Task description: Skip every image and restate the data word for word.
::: Source data :::
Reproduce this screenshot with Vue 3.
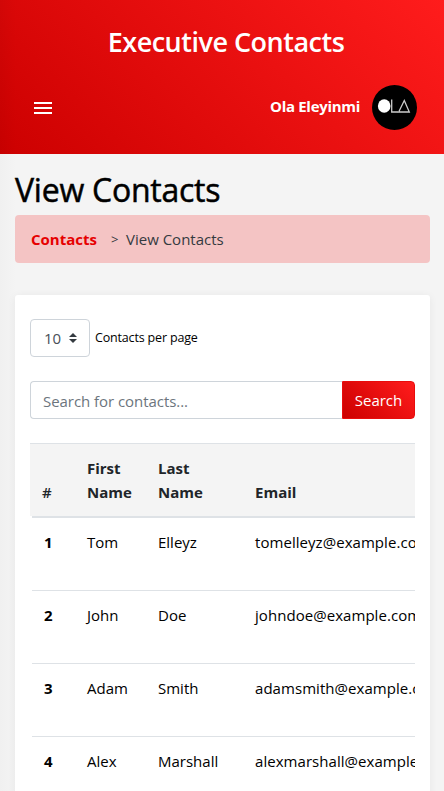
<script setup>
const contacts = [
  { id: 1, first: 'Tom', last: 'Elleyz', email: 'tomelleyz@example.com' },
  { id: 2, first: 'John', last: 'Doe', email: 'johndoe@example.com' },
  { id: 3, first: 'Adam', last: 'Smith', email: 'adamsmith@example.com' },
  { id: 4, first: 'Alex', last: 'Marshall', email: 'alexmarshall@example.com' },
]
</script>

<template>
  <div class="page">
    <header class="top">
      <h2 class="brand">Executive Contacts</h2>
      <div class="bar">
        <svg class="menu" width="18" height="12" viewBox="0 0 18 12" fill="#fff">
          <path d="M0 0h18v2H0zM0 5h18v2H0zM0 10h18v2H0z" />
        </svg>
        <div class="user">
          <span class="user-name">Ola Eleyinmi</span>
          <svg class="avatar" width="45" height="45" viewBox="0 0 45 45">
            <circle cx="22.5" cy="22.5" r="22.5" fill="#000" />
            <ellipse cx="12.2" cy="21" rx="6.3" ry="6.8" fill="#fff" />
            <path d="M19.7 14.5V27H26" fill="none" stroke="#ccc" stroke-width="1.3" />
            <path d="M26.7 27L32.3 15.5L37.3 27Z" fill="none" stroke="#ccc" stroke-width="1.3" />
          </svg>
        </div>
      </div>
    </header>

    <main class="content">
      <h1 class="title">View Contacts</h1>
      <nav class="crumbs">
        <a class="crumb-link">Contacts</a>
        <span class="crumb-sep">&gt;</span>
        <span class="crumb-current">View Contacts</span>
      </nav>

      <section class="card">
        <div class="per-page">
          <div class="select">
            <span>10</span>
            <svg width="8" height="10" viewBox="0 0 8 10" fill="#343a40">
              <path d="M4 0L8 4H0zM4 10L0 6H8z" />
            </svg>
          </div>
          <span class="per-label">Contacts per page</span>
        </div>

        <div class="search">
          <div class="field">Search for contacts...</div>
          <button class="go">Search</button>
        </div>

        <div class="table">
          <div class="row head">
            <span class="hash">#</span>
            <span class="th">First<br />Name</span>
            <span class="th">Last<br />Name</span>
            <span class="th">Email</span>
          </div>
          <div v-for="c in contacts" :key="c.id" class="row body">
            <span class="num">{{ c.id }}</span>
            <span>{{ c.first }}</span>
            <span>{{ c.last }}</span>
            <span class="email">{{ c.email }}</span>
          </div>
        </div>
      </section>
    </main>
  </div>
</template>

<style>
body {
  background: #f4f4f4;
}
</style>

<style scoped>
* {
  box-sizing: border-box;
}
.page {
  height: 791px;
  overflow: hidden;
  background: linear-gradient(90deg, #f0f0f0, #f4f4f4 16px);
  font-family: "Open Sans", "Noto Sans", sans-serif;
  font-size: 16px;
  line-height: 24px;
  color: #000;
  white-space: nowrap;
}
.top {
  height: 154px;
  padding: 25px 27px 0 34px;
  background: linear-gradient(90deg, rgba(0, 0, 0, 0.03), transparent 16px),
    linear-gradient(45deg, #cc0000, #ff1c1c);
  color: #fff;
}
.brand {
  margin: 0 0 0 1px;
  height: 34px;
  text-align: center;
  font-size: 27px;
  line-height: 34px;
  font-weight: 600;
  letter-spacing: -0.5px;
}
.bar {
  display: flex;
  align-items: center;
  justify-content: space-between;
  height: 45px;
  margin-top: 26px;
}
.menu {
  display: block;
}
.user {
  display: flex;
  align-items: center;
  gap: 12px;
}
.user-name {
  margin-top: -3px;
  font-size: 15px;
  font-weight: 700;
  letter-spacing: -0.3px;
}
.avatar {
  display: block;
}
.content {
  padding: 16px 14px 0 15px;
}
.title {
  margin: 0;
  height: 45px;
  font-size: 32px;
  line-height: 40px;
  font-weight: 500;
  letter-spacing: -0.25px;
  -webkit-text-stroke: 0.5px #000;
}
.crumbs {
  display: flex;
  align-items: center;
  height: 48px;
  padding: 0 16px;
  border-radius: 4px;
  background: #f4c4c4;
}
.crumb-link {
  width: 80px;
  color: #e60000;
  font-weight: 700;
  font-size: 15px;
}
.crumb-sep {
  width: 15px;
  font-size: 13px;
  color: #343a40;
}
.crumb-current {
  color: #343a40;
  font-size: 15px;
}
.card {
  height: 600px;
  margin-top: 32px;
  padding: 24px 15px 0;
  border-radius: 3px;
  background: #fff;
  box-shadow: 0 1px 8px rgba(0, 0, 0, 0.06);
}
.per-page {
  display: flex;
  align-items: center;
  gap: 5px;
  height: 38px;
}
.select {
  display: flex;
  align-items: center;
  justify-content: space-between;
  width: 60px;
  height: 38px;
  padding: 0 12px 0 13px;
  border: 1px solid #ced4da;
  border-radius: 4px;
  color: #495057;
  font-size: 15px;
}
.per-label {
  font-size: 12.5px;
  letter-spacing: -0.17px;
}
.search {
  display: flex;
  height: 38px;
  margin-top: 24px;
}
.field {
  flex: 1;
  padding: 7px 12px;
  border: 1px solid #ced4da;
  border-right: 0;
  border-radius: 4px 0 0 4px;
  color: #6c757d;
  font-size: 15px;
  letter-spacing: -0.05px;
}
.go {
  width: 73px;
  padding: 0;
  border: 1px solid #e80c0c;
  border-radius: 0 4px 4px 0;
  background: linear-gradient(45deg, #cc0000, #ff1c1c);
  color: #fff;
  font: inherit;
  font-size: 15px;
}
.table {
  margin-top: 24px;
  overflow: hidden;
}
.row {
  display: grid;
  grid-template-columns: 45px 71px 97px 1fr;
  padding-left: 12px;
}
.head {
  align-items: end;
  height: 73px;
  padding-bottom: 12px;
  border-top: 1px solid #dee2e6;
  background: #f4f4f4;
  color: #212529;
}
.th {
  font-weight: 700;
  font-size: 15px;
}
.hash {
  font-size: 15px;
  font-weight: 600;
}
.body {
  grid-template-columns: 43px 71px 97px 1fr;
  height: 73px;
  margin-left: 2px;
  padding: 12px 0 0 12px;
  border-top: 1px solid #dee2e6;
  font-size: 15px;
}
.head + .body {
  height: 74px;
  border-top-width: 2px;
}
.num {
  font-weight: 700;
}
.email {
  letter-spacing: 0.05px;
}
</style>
:::
Result of this task:
Reproduce this screenshot with Vue 3.
<script setup>
const contacts = [
  { id: 1, first: 'Tom', last: 'Elleyz', email: 'tomelleyz@example.com' },
  { id: 2, first: 'John', last: 'Doe', email: 'johndoe@example.com' },
  { id: 3, first: 'Adam', last: 'Smith', email: 'adamsmith@example.com' },
  { id: 4, first: 'Alex', last: 'Marshall', email: 'alexmarshall@example.com' },
]
</script>

<template>
  <div class="page">
    <header class="top">
      <h2 class="brand">Executive Contacts</h2>
      <div class="bar">
        <svg class="menu" width="18" height="12" viewBox="0 0 18 12" fill="#fff">
          <path d="M0 0h18v2H0zM0 5h18v2H0zM0 10h18v2H0z" />
        </svg>
        <div class="user">
          <span class="user-name">Ola Eleyinmi</span>
          <svg class="avatar" width="45" height="45" viewBox="0 0 45 45">
            <circle cx="22.5" cy="22.5" r="22.5" fill="#000" />
            <ellipse cx="12.2" cy="21" rx="6.3" ry="6.8" fill="#fff" />
            <path d="M19.7 14.5V27H26" fill="none" stroke="#ccc" stroke-width="1.3" />
            <path d="M26.7 27L32.3 15.5L37.3 27Z" fill="none" stroke="#ccc" stroke-width="1.3" />
          </svg>
        </div>
      </div>
    </header>

    <main class="content">
      <h1 class="title">View Contacts</h1>
      <nav class="crumbs">
        <a class="crumb-link">Contacts</a>
        <span class="crumb-sep">&gt;</span>
        <span class="crumb-current">View Contacts</span>
      </nav>

      <section class="card">
        <div class="per-page">
          <div class="select">
            <span>10</span>
            <svg width="8" height="10" viewBox="0 0 8 10" fill="#343a40">
              <path d="M4 0L8 4H0zM4 10L0 6H8z" />
            </svg>
          </div>
          <span class="per-label">Contacts per page</span>
        </div>

        <div class="search">
          <div class="field">Search for contacts...</div>
          <button class="go">Search</button>
        </div>

        <div class="table">
          <div class="row head">
            <span class="hash">#</span>
            <span class="th">First<br />Name</span>
            <span class="th">Last<br />Name</span>
            <span class="th">Email</span>
          </div>
          <div v-for="c in contacts" :key="c.id" class="row body">
            <span class="num">{{ c.id }}</span>
            <span>{{ c.first }}</span>
            <span>{{ c.last }}</span>
            <span class="email">{{ c.email }}</span>
          </div>
        </div>
      </section>
    </main>
  </div>
</template>

<style>
body {
  background: #f4f4f4;
}
</style>

<style scoped>
* {
  box-sizing: border-box;
}
.page {
  height: 791px;
  overflow: hidden;
  background: linear-gradient(90deg, #f0f0f0, #f4f4f4 16px);
  font-family: "Open Sans", "Noto Sans", sans-serif;
  font-size: 16px;
  line-height: 24px;
  color: #000;
  white-space: nowrap;
}
.top {
  height: 154px;
  padding: 25px 27px 0 34px;
  background: linear-gradient(90deg, rgba(0, 0, 0, 0.03), transparent 16px),
    linear-gradient(45deg, #cc0000, #ff1c1c);
  color: #fff;
}
.brand {
  margin: 0 0 0 1px;
  height: 34px;
  text-align: center;
  font-size: 27px;
  line-height: 34px;
  font-weight: 600;
  letter-spacing: -0.5px;
}
.bar {
  display: flex;
  align-items: center;
  justify-content: space-between;
  height: 45px;
  margin-top: 26px;
}
.menu {
  display: block;
}
.user {
  display: flex;
  align-items: center;
  gap: 12px;
}
.user-name {
  margin-top: -3px;
  font-size: 15px;
  font-weight: 700;
  letter-spacing: -0.3px;
}
.avatar {
  display: block;
}
.content {
  padding: 16px 14px 0 15px;
}
.title {
  margin: 0;
  height: 45px;
  font-size: 32px;
  line-height: 40px;
  font-weight: 500;
  letter-spacing: -0.25px;
  -webkit-text-stroke: 0.5px #000;
}
.crumbs {
  display: flex;
  align-items: center;
  height: 48px;
  padding: 0 16px;
  border-radius: 4px;
  background: #f4c4c4;
}
.crumb-link {
  width: 80px;
  color: #e60000;
  font-weight: 700;
  font-size: 15px;
}
.crumb-sep {
  width: 15px;
  font-size: 13px;
  color: #343a40;
}
.crumb-current {
  color: #343a40;
  font-size: 15px;
}
.card {
  height: 600px;
  margin-top: 32px;
  padding: 24px 15px 0;
  border-radius: 3px;
  background: #fff;
  box-shadow: 0 1px 8px rgba(0, 0, 0, 0.06);
}
.per-page {
  display: flex;
  align-items: center;
  gap: 5px;
  height: 38px;
}
.select {
  display: flex;
  align-items: center;
  justify-content: space-between;
  width: 60px;
  height: 38px;
  padding: 0 12px 0 13px;
  border: 1px solid #ced4da;
  border-radius: 4px;
  color: #495057;
  font-size: 15px;
}
.per-label {
  font-size: 12.5px;
  letter-spacing: -0.17px;
}
.search {
  display: flex;
  height: 38px;
  margin-top: 24px;
}
.field {
  flex: 1;
  padding: 7px 12px;
  border: 1px solid #ced4da;
  border-right: 0;
  border-radius: 4px 0 0 4px;
  color: #6c757d;
  font-size: 15px;
  letter-spacing: -0.05px;
}
.go {
  width: 73px;
  padding: 0;
  border: 1px solid #e80c0c;
  border-radius: 0 4px 4px 0;
  background: linear-gradient(45deg, #cc0000, #ff1c1c);
  color: #fff;
  font: inherit;
  font-size: 15px;
}
.table {
  margin-top: 24px;
  overflow: hidden;
}
.row {
  display: grid;
  grid-template-columns: 45px 71px 97px 1fr;
  padding-left: 12px;
}
.head {
  align-items: end;
  height: 73px;
  padding-bottom: 12px;
  border-top: 1px solid #dee2e6;
  background: #f4f4f4;
  color: #212529;
}
.th {
  font-weight: 700;
  font-size: 15px;
}
.hash {
  font-size: 15px;
  font-weight: 600;
}
.body {
  grid-template-columns: 43px 71px 97px 1fr;
  height: 73px;
  margin-left: 2px;
  padding: 12px 0 0 12px;
  border-top: 1px solid #dee2e6;
  font-size: 15px;
}
.head + .body {
  height: 74px;
  border-top-width: 2px;
}
.num {
  font-weight: 700;
}
.email {
  letter-spacing: 0.05px;
}
</style>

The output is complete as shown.